### OBJECTIVE
Exclude the pictures, then repeat the remaining data exactly.

-- START --

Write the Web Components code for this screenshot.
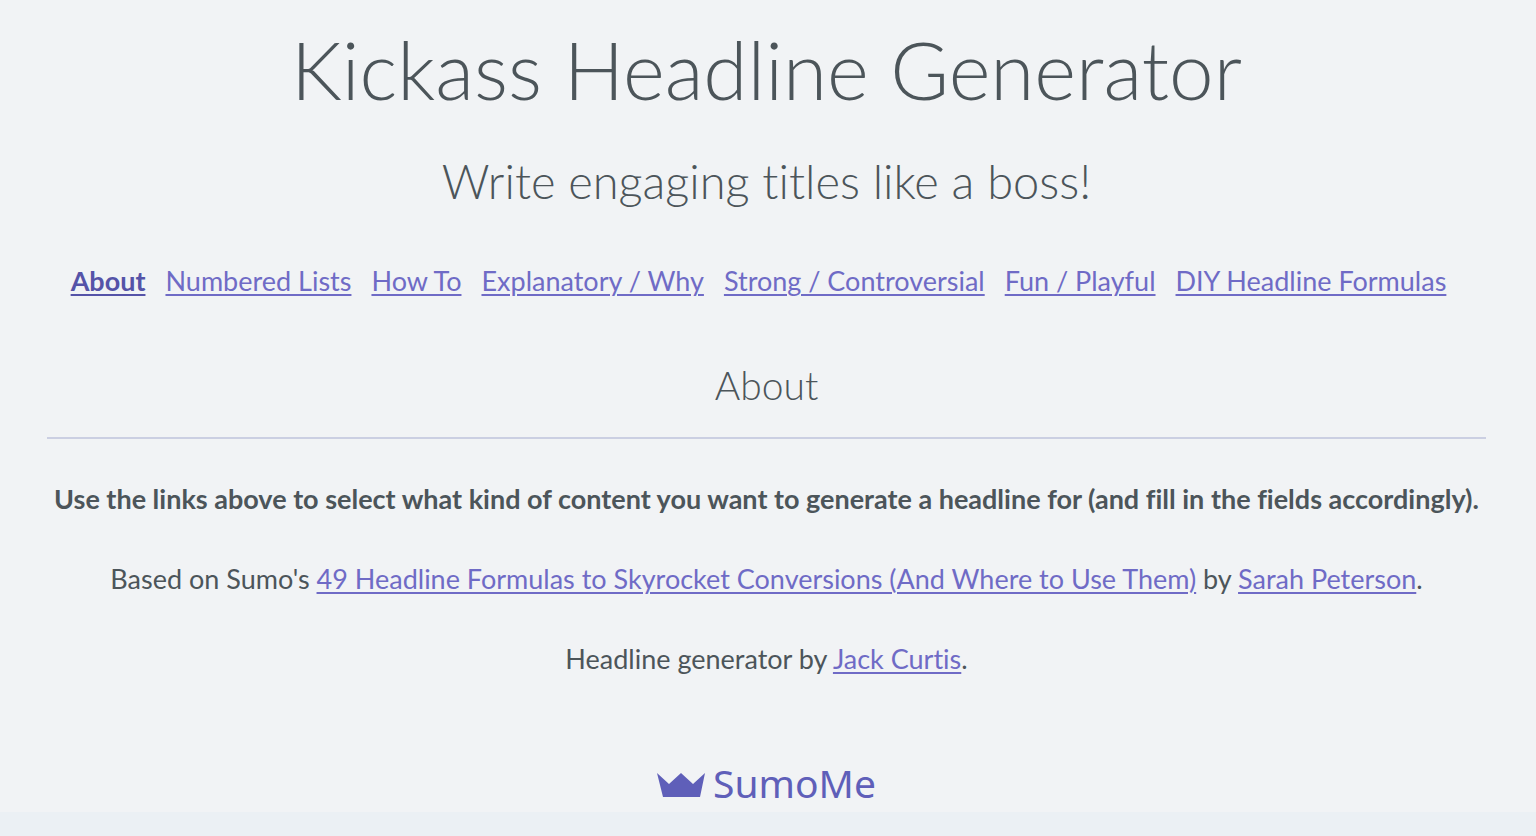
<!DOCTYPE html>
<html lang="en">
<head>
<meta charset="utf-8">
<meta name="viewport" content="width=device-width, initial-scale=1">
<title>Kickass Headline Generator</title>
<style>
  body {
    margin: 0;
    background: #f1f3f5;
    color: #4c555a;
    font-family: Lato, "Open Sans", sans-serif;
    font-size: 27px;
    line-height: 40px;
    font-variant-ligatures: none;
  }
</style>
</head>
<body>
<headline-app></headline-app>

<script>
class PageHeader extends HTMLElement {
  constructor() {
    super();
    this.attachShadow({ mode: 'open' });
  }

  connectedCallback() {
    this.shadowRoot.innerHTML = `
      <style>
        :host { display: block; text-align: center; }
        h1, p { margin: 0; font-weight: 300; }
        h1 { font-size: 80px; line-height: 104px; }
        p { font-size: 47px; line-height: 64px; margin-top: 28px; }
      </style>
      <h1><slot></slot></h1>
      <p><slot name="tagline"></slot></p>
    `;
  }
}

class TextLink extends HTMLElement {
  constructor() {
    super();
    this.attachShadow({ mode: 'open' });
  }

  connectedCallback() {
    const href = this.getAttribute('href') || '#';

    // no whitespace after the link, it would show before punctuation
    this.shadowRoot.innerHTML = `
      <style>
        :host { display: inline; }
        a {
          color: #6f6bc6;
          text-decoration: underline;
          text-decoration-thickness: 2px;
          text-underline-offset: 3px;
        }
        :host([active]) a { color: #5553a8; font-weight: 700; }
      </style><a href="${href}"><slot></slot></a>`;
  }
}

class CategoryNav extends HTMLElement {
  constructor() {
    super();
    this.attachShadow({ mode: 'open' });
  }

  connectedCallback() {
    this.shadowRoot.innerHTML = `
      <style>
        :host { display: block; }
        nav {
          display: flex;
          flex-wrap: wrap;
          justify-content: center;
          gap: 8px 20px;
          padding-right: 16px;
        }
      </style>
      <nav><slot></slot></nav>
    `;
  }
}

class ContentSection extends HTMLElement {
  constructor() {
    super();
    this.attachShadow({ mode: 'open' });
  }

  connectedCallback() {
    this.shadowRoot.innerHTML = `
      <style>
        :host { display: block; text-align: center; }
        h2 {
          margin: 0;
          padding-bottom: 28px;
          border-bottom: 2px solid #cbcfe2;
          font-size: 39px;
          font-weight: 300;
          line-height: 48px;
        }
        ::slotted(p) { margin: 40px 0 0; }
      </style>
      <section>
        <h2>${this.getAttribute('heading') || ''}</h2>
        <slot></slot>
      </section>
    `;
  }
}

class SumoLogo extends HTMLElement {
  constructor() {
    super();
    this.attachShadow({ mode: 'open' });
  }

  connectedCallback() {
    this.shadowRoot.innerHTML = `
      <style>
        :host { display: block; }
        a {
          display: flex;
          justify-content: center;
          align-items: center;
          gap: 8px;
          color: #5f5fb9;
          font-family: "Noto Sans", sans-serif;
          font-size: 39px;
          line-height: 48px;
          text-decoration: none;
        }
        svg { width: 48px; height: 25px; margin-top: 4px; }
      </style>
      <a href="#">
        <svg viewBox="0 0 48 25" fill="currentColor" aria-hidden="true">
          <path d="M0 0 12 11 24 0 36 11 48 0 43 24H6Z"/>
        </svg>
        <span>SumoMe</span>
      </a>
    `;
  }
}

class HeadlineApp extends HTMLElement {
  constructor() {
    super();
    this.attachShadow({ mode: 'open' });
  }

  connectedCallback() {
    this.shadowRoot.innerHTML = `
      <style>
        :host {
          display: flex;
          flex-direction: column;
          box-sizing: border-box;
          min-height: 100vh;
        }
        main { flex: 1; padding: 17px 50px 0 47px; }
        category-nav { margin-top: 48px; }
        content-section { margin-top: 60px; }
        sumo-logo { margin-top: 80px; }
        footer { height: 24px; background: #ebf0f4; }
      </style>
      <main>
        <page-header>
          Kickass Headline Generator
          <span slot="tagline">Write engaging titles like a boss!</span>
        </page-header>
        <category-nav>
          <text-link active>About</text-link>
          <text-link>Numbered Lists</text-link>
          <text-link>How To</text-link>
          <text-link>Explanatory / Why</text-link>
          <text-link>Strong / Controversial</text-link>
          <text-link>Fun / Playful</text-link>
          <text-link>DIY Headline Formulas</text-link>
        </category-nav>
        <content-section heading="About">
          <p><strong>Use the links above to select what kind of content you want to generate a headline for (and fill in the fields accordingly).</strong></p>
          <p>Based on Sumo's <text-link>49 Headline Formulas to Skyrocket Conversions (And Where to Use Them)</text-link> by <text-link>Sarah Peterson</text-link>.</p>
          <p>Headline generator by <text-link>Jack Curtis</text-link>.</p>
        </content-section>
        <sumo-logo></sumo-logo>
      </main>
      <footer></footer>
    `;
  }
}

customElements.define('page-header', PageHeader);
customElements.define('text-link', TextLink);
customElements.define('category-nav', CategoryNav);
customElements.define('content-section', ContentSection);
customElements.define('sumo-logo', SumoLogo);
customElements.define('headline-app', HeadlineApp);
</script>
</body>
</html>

-- END --

### RESPONSE TO THE TASK
Write the Web Components code for this screenshot.
<!DOCTYPE html>
<html lang="en">
<head>
<meta charset="utf-8">
<meta name="viewport" content="width=device-width, initial-scale=1">
<title>Kickass Headline Generator</title>
<style>
  body {
    margin: 0;
    background: #f1f3f5;
    color: #4c555a;
    font-family: Lato, "Open Sans", sans-serif;
    font-size: 27px;
    line-height: 40px;
    font-variant-ligatures: none;
  }
</style>
</head>
<body>
<headline-app></headline-app>

<script>
class PageHeader extends HTMLElement {
  constructor() {
    super();
    this.attachShadow({ mode: 'open' });
  }

  connectedCallback() {
    this.shadowRoot.innerHTML = `
      <style>
        :host { display: block; text-align: center; }
        h1, p { margin: 0; font-weight: 300; }
        h1 { font-size: 80px; line-height: 104px; }
        p { font-size: 47px; line-height: 64px; margin-top: 28px; }
      </style>
      <h1><slot></slot></h1>
      <p><slot name="tagline"></slot></p>
    `;
  }
}

class TextLink extends HTMLElement {
  constructor() {
    super();
    this.attachShadow({ mode: 'open' });
  }

  connectedCallback() {
    const href = this.getAttribute('href') || '#';

    // no whitespace after the link, it would show before punctuation
    this.shadowRoot.innerHTML = `
      <style>
        :host { display: inline; }
        a {
          color: #6f6bc6;
          text-decoration: underline;
          text-decoration-thickness: 2px;
          text-underline-offset: 3px;
        }
        :host([active]) a { color: #5553a8; font-weight: 700; }
      </style><a href="${href}"><slot></slot></a>`;
  }
}

class CategoryNav extends HTMLElement {
  constructor() {
    super();
    this.attachShadow({ mode: 'open' });
  }

  connectedCallback() {
    this.shadowRoot.innerHTML = `
      <style>
        :host { display: block; }
        nav {
          display: flex;
          flex-wrap: wrap;
          justify-content: center;
          gap: 8px 20px;
          padding-right: 16px;
        }
      </style>
      <nav><slot></slot></nav>
    `;
  }
}

class ContentSection extends HTMLElement {
  constructor() {
    super();
    this.attachShadow({ mode: 'open' });
  }

  connectedCallback() {
    this.shadowRoot.innerHTML = `
      <style>
        :host { display: block; text-align: center; }
        h2 {
          margin: 0;
          padding-bottom: 28px;
          border-bottom: 2px solid #cbcfe2;
          font-size: 39px;
          font-weight: 300;
          line-height: 48px;
        }
        ::slotted(p) { margin: 40px 0 0; }
      </style>
      <section>
        <h2>${this.getAttribute('heading') || ''}</h2>
        <slot></slot>
      </section>
    `;
  }
}

class SumoLogo extends HTMLElement {
  constructor() {
    super();
    this.attachShadow({ mode: 'open' });
  }

  connectedCallback() {
    this.shadowRoot.innerHTML = `
      <style>
        :host { display: block; }
        a {
          display: flex;
          justify-content: center;
          align-items: center;
          gap: 8px;
          color: #5f5fb9;
          font-family: "Noto Sans", sans-serif;
          font-size: 39px;
          line-height: 48px;
          text-decoration: none;
        }
        svg { width: 48px; height: 25px; margin-top: 4px; }
      </style>
      <a href="#">
        <svg viewBox="0 0 48 25" fill="currentColor" aria-hidden="true">
          <path d="M0 0 12 11 24 0 36 11 48 0 43 24H6Z"/>
        </svg>
        <span>SumoMe</span>
      </a>
    `;
  }
}

class HeadlineApp extends HTMLElement {
  constructor() {
    super();
    this.attachShadow({ mode: 'open' });
  }

  connectedCallback() {
    this.shadowRoot.innerHTML = `
      <style>
        :host {
          display: flex;
          flex-direction: column;
          box-sizing: border-box;
          min-height: 100vh;
        }
        main { flex: 1; padding: 17px 50px 0 47px; }
        category-nav { margin-top: 48px; }
        content-section { margin-top: 60px; }
        sumo-logo { margin-top: 80px; }
        footer { height: 24px; background: #ebf0f4; }
      </style>
      <main>
        <page-header>
          Kickass Headline Generator
          <span slot="tagline">Write engaging titles like a boss!</span>
        </page-header>
        <category-nav>
          <text-link active>About</text-link>
          <text-link>Numbered Lists</text-link>
          <text-link>How To</text-link>
          <text-link>Explanatory / Why</text-link>
          <text-link>Strong / Controversial</text-link>
          <text-link>Fun / Playful</text-link>
          <text-link>DIY Headline Formulas</text-link>
        </category-nav>
        <content-section heading="About">
          <p><strong>Use the links above to select what kind of content you want to generate a headline for (and fill in the fields accordingly).</strong></p>
          <p>Based on Sumo's <text-link>49 Headline Formulas to Skyrocket Conversions (And Where to Use Them)</text-link> by <text-link>Sarah Peterson</text-link>.</p>
          <p>Headline generator by <text-link>Jack Curtis</text-link>.</p>
        </content-section>
        <sumo-logo></sumo-logo>
      </main>
      <footer></footer>
    `;
  }
}

customElements.define('page-header', PageHeader);
customElements.define('text-link', TextLink);
customElements.define('category-nav', CategoryNav);
customElements.define('content-section', ContentSection);
customElements.define('sumo-logo', SumoLogo);
customElements.define('headline-app', HeadlineApp);
</script>
</body>
</html>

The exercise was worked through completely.